We pushed all the tables against the walls so we could sit in something like a circle, doing the best that the room permits. I opened the class with a few remarks about my perspectives, and I got them into groups of three or four students to answer the first question. Here is a transcription of the notes from the board after we openly shared our results, slightly expanded from my blackboard shorthand:

  • Project pride & satisfaction
  • Presentation to Tania Said
  • Getting class feedback
    • Using the Click-Share system from our seats promotes discussion 
  • Second round of paper prototyping helped clarify the difference between sketch and prototype
  • Museum visits
  • Connecting with a real place / real partner
  • Two-week warm-up project provided a trial run before working with the real partner
  • Relationship between design principles and Clean Code
  • Reading Design of Everyday Things
It gave me satisfaction to see them bring up many of the items that I too thought were our greatest successes of the semester. Of course, we didn't vote or rank these, so some may only be important to one or two students, but that's fine for our purposes. One of the biggest surprises came from the comment about the second round of prototyping. This was a particular exercise where everyone dropped the ball, so we agreed to reschedule literally the rest of the semester so that they could do this homework exercise again. At least the student who spoke up, this gave her the opportunity to really understand it, which is infinitely more valuable than just plowing forward. I was also glad to see students reflect positively on the two-week project warm-up rather than frame it as wasted time and effort.

The next question to cover was, "What did not go well this semester?" I had them get up and move around the room to sit with different people for this conversation—something I had warned them I would do in my introductory remarks. For many of the items, I asked a follow-up questions, whether the conversation included ideas about how to address the things that didn't go well. I used two markers for this: black for the original item, and green for the suggestions. Again, my notes are below, with the green parts offset in square braces.
  • Project reports
    • Balancing the need for functionality against the practical application of design principles
      • [Emphasize making high-fidelity executable paper prototypes]
    • Justifying designs as meeting the principles rather than intentionally applying them
    • Struggling against "just make it work" vs. a good report
      • The former is enforced by department culture
      • One commented that I am the only faculty who grades on anything besides whether the software "works"
      • [Focus on design (look, feel, operation) over implementation]
      • [More practice exercises to practice implementations]
    • "Two-class" phenomenon, where first half of the class focuses on DOET and second half on the project, without a clear bridge.
      • [Again, high-fidelity executable paper prototypes might help here]
      • There were more conversations in the first half than the second
      • [Sitting in a circle would have increased conversation quality]
      • [Use an Interactive Learning Space for this class]
  • Test-Driven Development
    • Still confused about types of testing (unit, integration), test-friendly architectures, and how to test first.
  • Time management and problem slicing
    • Other faculty do not emphasize Agile slicing approaches
  • Continuous communication with DOMA
    • We had to work around their schedules, which held us back on our tight timeline
  • The collection database we used was inconvenient
I will quickly add comments about those last two points. Regarding working around their schedules, I explained that this phenomenon was one of the reasons why the granddaddy agile methodology Extreme Programming calls for an on-site representative of the client, so that they are always there to answer questions and work alongside you. Regarding the database we had, I pointed out that our data was a smaller copy of a live system in use by the University Libraries. That is, it showed what a "real" database looks like, rather than a fabricated one for a class example. 

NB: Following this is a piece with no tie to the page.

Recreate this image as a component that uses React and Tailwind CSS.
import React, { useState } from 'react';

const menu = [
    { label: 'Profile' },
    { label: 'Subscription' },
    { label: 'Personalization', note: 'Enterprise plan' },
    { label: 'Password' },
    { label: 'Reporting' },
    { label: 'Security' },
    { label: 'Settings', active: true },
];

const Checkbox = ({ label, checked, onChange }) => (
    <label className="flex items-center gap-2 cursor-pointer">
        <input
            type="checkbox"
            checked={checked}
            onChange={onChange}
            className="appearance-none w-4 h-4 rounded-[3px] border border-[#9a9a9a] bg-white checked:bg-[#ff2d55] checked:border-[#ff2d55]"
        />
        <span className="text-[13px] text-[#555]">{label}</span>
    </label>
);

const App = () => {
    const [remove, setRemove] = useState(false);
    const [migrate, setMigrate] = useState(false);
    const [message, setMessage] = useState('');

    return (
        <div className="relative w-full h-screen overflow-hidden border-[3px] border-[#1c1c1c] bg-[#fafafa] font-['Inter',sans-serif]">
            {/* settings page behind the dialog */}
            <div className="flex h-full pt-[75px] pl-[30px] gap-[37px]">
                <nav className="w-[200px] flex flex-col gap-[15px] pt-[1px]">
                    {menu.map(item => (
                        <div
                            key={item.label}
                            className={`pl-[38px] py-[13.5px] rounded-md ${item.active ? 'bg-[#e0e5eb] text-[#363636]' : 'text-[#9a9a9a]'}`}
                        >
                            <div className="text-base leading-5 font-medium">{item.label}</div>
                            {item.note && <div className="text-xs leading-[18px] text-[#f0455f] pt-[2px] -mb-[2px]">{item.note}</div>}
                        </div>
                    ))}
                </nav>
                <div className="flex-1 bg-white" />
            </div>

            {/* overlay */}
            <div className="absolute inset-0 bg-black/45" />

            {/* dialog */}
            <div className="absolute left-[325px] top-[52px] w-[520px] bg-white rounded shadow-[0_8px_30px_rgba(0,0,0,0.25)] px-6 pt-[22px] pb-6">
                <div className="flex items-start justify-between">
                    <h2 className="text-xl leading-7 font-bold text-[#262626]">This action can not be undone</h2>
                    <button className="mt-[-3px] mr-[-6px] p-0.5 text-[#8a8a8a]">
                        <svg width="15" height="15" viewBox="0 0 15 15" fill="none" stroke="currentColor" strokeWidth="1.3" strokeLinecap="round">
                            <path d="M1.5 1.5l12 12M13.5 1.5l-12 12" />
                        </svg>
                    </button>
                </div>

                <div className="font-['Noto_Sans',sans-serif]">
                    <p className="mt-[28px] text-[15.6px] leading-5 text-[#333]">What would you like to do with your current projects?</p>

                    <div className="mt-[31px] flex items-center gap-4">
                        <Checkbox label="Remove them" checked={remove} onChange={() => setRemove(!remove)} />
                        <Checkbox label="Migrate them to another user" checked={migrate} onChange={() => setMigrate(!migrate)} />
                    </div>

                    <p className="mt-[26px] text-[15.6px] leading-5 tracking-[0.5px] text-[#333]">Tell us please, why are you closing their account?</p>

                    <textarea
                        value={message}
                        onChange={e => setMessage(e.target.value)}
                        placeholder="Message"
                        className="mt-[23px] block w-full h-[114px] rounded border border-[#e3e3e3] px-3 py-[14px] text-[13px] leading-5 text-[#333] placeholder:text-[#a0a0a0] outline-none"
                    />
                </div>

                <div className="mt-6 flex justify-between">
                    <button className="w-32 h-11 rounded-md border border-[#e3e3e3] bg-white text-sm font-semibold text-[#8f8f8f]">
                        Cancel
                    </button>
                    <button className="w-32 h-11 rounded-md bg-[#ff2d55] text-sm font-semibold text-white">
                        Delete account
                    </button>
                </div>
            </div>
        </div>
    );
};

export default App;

It was delightful for me to hear students sharing so candidly about their struggles during the semester. Again, they identified many of the elements that had been on my mind as well, but it was more powerful to hear it come from them. I was particularly pleased at their comments about how the architecture of the room was an impediment to our activity.

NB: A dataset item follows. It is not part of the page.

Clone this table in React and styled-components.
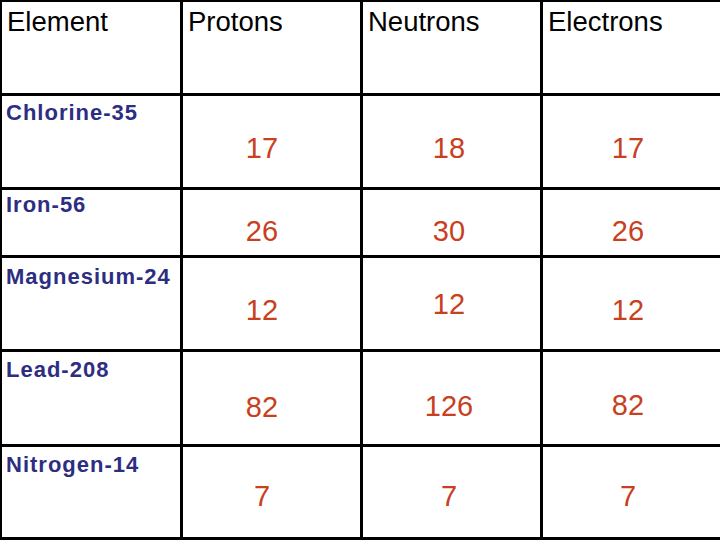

At this point, we only had about twenty minutes left in the meeting. I told them that I was cutting the third question but still wondered if there was anything that still puzzled them. One student posed a really interesting epistemological question: how do we know if Don Norman's rules are the right ones? This got us into a quick conversation about how his rules in DOET are like Robert Martin's rules in Clean Code: they are not universal rules, but they are frameworks that help us consider what the truth might look like. In retrospect, I should have spoken about shuhari here, but I was trying to push ahead and it didn't come to me in time.

I moved on to the last question, again shuffling the groups. Here are their ideas of what might be a good final exam question for the course.
  • What does good design mean to you?
  • What are five of the seven Universal Principles described in DOET?
  • What are the four stages of the Double Diamond?
  • What went well or what did not go well?
  • If you were to take this class again, what would you do differently?
  • Give examples and applications of the seven Universal Principles
  • How would you change the organization of this course?
  • Reflect on something valuable you learned and how you will use it in the future.
  • Reflect on the outcomes of the course.
When the first item was shared, I asked how the student would assess responses. I think they didn't expect this question, but I assured them it was a good question, and that I was trying to understand the nature of it. A few students suggested that it would be enough to see if the hypothetical test-taker could answer it coherently, to show that they had thought about it. 

The second and third questions really surprised me. Those are so unlike the kinds of questions I give. I wish I had noted at the time whether these were students who had ever taken a class with me before, but I didn't. By contrast, that fourth item is exactly the kind of question I like to ask on a final exam, and the student who suggested it pointed to our notes on the other boards and said, basically, "Just ask those. Those are good questions." 

I had been feeling a bit down in the dumps on Thursday morning for a variety of reasons. The way I put it on Facebook was, "I feel emotionally dead inside, and now I have coffee. I can be apathetic FASTER." At the middle of the day, though, my Game Programming students showed their final projects, and most of them did a great job. That lifted my spirits, but after this meaningful, honest conversation with my HCI students, I felt almost giddy. Of course, maybe it was sleep deprivation, but I'll give them the benefit of the doubt. Maybe I let myself grumble too much about those students earlier in the semester when I was feeling uncertain. They were really a good group, maybe an uncommon mix, but they were paying attention and they were learning.

My original plan was that I would work with DOMA to choose a project they really wanted to see polished up, and then use that in my premiere graduate-level course on Software Engineering. As I recently reported, however, those plans have gone up in smoke. Instead, I will be teaching another section of Human-Computer Interaction. This gives me a chance right away to incorporate some changes, although it has to be done in the all-too-short winter break. But first, I better actually write my final exams. Thanks for reading!